Monique van der Lee

Personal information
- Born: 7 November 1973 (age 52)
- Occupation: Judoka

Sport
- Sport: Judo

Medal record
Women's judo
Representing the Netherlands
World Championships
| Gold medal – first place | 1995 Chiba | Open class |
| Bronze medal – third place | 1991 Barcelona | Heavyweight |
| Bronze medal – third place | 1993 Hamilton | Heavyweight |
European Championships
| Gold medal – first place | 1991 Prague | Open class |
| Gold medal – first place | 1993 Athens | Heavyweight |
| Gold medal – first place | 1994 Gdańsk | Open class |
| Gold medal – first place | 1996 The Hague | Open class |
| Bronze medal – third place | 1990 Frankfurt | Open class |
| Bronze medal – third place | 1992 Paris | Heavyweight |
| Bronze medal – third place | 1995 Birmingham | Heavyweight |

Profile at external databases
- JudoInside.com: 1481

= Monique van der Lee =

Dutch Olympic judoka

Monique van der Lee (born 7 November 1973, Heerhugowaard) is a former Dutch judoka who was a four-time European champion as well as openweight world champion in 1995.

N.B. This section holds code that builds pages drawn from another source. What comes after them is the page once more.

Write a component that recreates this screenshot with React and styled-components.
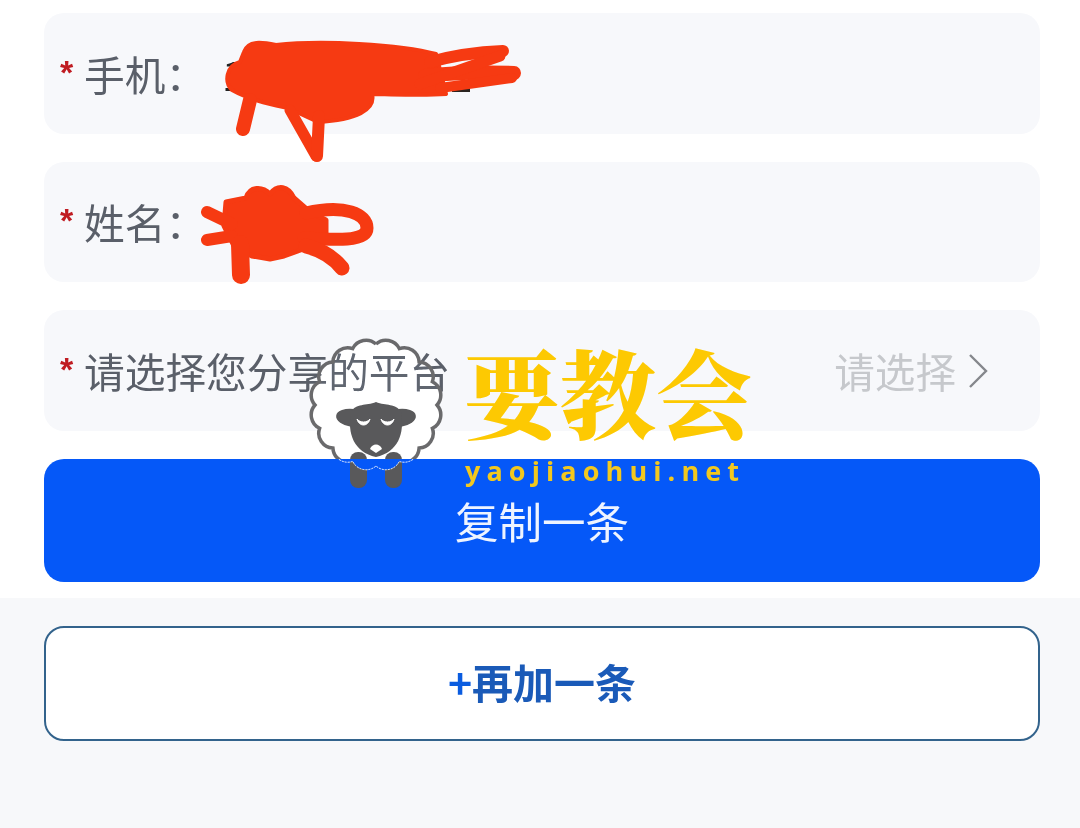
import React from "react";
import styled, { createGlobalStyle } from "styled-components";

const CJK = `"Noto Sans CJK SC", "Noto Sans", sans-serif`;

const GlobalStyle = createGlobalStyle`
  html, body {
    margin: 0;
    background: #fff;
    font-family: ${CJK};
  }
`;

// scalloped outline of the sheep's fleece
const fleecePath = (cx, cy, r, bumps) => {
  const pts = [];
  for (let i = 0; i < bumps; i++) {
    const a = (i / bumps) * Math.PI * 2 - Math.PI / 2;
    pts.push([cx + Math.cos(a) * r, cy + Math.sin(a) * r]);
  }
  const bump = ((2 * Math.PI * r) / bumps) * 0.62;
  let d = `M${pts[0][0].toFixed(1)} ${pts[0][1].toFixed(1)}`;
  for (let i = 1; i <= bumps; i++) {
    const p = pts[i % bumps];
    d += ` A${bump.toFixed(1)} ${bump.toFixed(1)} 0 0 1 ${p[0].toFixed(1)} ${p[1].toFixed(1)}`;
  }
  return d;
};

const App = () => {
  const fleece = fleecePath(376, 405, 61, 16);

  return (
    <>
      <GlobalStyle />
      <Page>
        <Form>
          <Field>
            <Star>*</Star>
            <Label>手机：</Label>
            <Value>1</Value>
          </Field>
          <Field>
            <Star>*</Star>
            <Label>姓名：</Label>
          </Field>
          <Field>
            <Star>*</Star>
            <Label>请选择您分享的平台</Label>
            <Picker>
              请选择
              <svg width="24" height="36" viewBox="0 0 24 36" fill="none">
                <path d="M4 2 L20 18 L4 34" stroke="#85878c" strokeWidth="2.4" />
              </svg>
            </Picker>
          </Field>
          <CopyButton>复制一条</CopyButton>
        </Form>
        <Footer>
          <AddButton>
            <Plus>+</Plus>再加一条
          </AddButton>
        </Footer>

        {/* whitens the field inside the fleece, the label stays readable */}
        <FleeceWash viewBox="0 0 1080 828">
          <defs>
            <clipPath id="above">
              <rect x="0" y="0" width="1080" height="459" />
            </clipPath>
            <clipPath id="below">
              <rect x="0" y="459" width="1080" height="100" />
            </clipPath>
          </defs>
          <path d={fleece} fill="#111" clipPath="url(#above)" />
        </FleeceWash>

        <Overlay viewBox="0 0 1080 828">
          {/* red scribble over the phone number */}
          <rect x="452" y="88" width="18" height="4" fill="#2a2420" />
          <g fill="#f63a12" stroke="#f63a12" strokeLinecap="round" strokeLinejoin="round">
            <path
              strokeWidth="4"
              d="M244 52 C248 40 262 42 276 45 C320 40 400 44 436 54 L446 94 C420 96 390 94 372 94 C376 110 356 120 318 122 L288 108 C270 104 250 100 232 90 C224 82 226 66 240 62 Z"
            />
            <g fill="none">
              <path strokeWidth="14" d="M243 129 L250 100" />
              <path strokeWidth="11" d="M316 156 L290 110" />
              <path strokeWidth="12" d="M317 156 L319 116" />
              <path strokeWidth="12" d="M430 62 C455 55 480 52 503 51" />
              <path strokeWidth="14" d="M425 76 C455 72 490 72 514 73" />
              <path strokeWidth="11" d="M420 84 L500 56" />
              <path strokeWidth="10" d="M440 88 L512 78" />
            </g>
          </g>

          {/* red scribble over the name */}
          <g fill="#f63a12" stroke="#f63a12" strokeLinecap="round" strokeLinejoin="round">
            <path
              strokeWidth="5"
              d="M226 202 L246 198 C250 186 262 186 270 194 C278 184 288 186 294 198 L310 212 L326 220 L326 240 L306 248 L284 256 L270 259 L252 256 L234 246 L224 226 Z"
            />
            <g fill="none">
              <path strokeWidth="12" d="M207 212 L232 224" />
              <path strokeWidth="12" d="M207 240 L232 236" />
              <path strokeWidth="18" d="M241 275 L240 244" />
              <path strokeWidth="13" d="M306 213 C345 204 367 214 367 228 C367 242 335 240 304 238" />
              <path strokeWidth="15" d="M306 246 C322 250 334 258 342 268" />
            </g>
          </g>

          {/* sheep watermark */}
          <g fill="#59595b">
            <rect x="350" y="452" width="17" height="36" rx="8" />
            <rect x="385" y="452" width="17" height="36" rx="8" />
          </g>
          <path d={fleece} fill="none" stroke="#6a6a6c" strokeWidth="3.5" clipPath="url(#above)" />
          <path d={fleece} fill="#0558f8" stroke="#fff" strokeWidth="1" strokeDasharray="2 1" clipPath="url(#below)" />
          <g fill="#59595b">
            <ellipse cx="353" cy="418" rx="17" ry="9" transform="rotate(8 353 418)" />
            <ellipse cx="399" cy="418" rx="17" ry="9" transform="rotate(-8 399 418)" />
            <path d="M351 412 C356 403 366 406 376 402 C386 406 396 403 401 412 C405 434 398 452 376 457 C354 452 347 434 351 412 Z" />
          </g>
          <path
            d="M357 419 C359 427 368 427 370 419 C367 423 360 423 357 419 Z M381 419 C383 427 392 427 394 419 C391 423 384 423 381 419 Z"
            fill="#fff"
            stroke="#fff"
            strokeWidth="1"
          />
          <path d="M370 449 C372 443 380 443 382 449 L376 453 Z" fill="#fff" />
        </Overlay>

        <Watermark>
          <WatermarkTitle>要教会</WatermarkTitle>
          <WatermarkDomain>yaojiaohui.net</WatermarkDomain>
        </Watermark>
      </Page>
    </>
  );
};

export default App;

const Page = styled.div`
  position: relative;
  display: flex;
  flex-direction: column;
  width: 1080px;
  height: 828px;
  overflow: hidden;
  background: #fff;
`;

const Form = styled.div`
  display: flex;
  flex-direction: column;
  gap: 28px;
  padding: 13px 40px 16px 44px;
`;

const Field = styled.div`
  display: flex;
  align-items: center;
  height: 120.5px;
  padding: 2px 50px 0 16px;
  border-radius: 20px;
  background: #f7f8fb;
  box-sizing: border-box;
`;

const Star = styled.span`
  width: 24px;
  margin-top: -5px;
  font-family: "Liberation Sans", sans-serif;
  font-size: 34px;
  font-weight: 700;
  line-height: 1;
  color: #c01c22;
`;

const Label = styled.span`
  font-size: 40.7px;
  line-height: 1;
  color: #5a5f69;
  white-space: nowrap;
`;

const Value = styled.span`
  margin-left: 16px;
  font-size: 40px;
  line-height: 1;
  color: #222;
`;

const Picker = styled.div`
  display: flex;
  align-items: center;
  gap: 10px;
  margin-left: auto;
  font-size: 40.6px;
  line-height: 1;
  color: #c6c8cc;
`;

const CopyButton = styled.div`
  display: flex;
  align-items: center;
  justify-content: center;
  height: 123px;
  border-radius: 20px;
  background: #0558f8;
  font-size: 43.5px;
  color: #eef4ff;
`;

const Footer = styled.div`
  flex: 1;
  padding: 28px 40px 0 44px;
  background: #f7f8fa;
`;

const AddButton = styled.div`
  display: flex;
  align-items: center;
  justify-content: center;
  height: 115px;
  padding-bottom: 4px;
  border: 2px solid #33638c;
  border-radius: 20px;
  background: #fff;
  box-sizing: border-box;
  font-size: 41px;
  font-weight: 700;
  color: #1a5ab8;
`;

const Plus = styled.span`
  color: #0a5ce0;
`;

const Overlay = styled.svg`
  position: absolute;
  top: 0;
  left: 0;
  width: 1080px;
  height: 828px;
  pointer-events: none;
`;

const FleeceWash = styled(Overlay)`
  mix-blend-mode: color-dodge;
`;

const Watermark = styled.div`
  position: absolute;
  top: 335px;
  left: 464px;
  display: flex;
  flex-direction: column;
  pointer-events: none;
`;

const WatermarkTitle = styled.div`
  font-family: "Noto Serif CJK SC", ${CJK};
  font-size: 96px;
  font-weight: 900;
  line-height: 110px;
  color: #fdc902;
  white-space: nowrap;
`;

const WatermarkDomain = styled.div`
  margin: 10px 0 0 1px;
  font-family: "Open Sans", sans-serif;
  font-size: 27px;
  font-weight: 700;
  line-height: 32px;
  letter-spacing: 6.1px;
  color: #f2c81e;
  white-space: nowrap;
`;
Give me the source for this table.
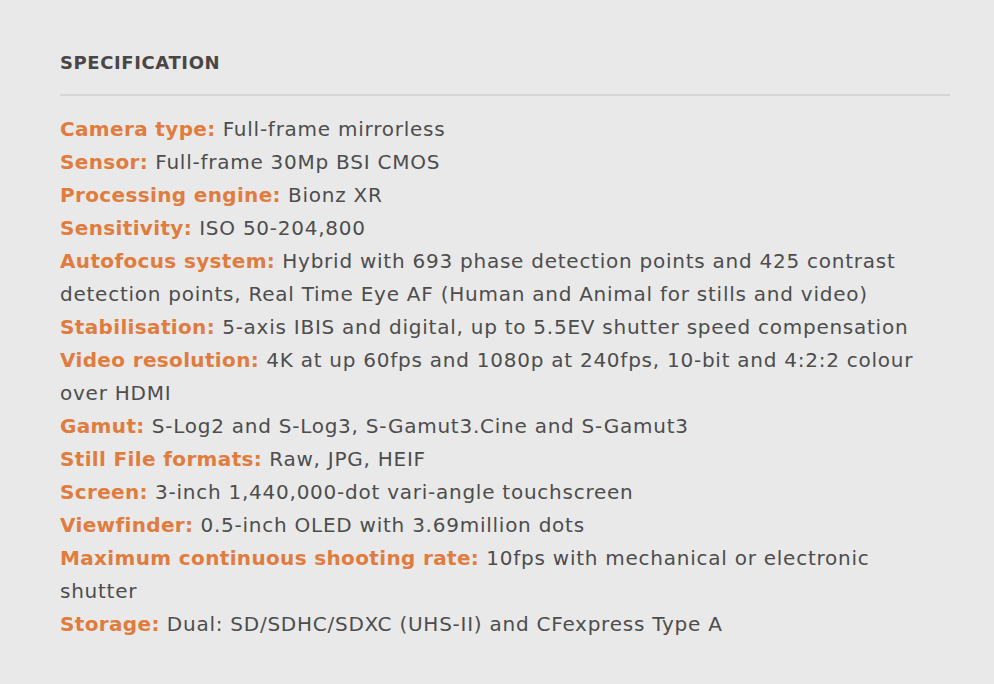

Van der Lee only participated once at the 1992 Summer Olympics in Barcelona. She was eliminated in the first round of the heavyweight competition. Despite her 1995 world championship and May 1996 European championship, she failed to qualify for the 1996 Olympic Games, losing her place to Angelique Seriese, who subsequently had to withdraw due to a knee injury.

In 1996, Van der Lee and her colleagues Irene de Kok and Anita Staps served an indictment against their coach Peter Ooms because of sexual harassment. The disciplinary committee of the Dutch judo federation suspended the coach for three years.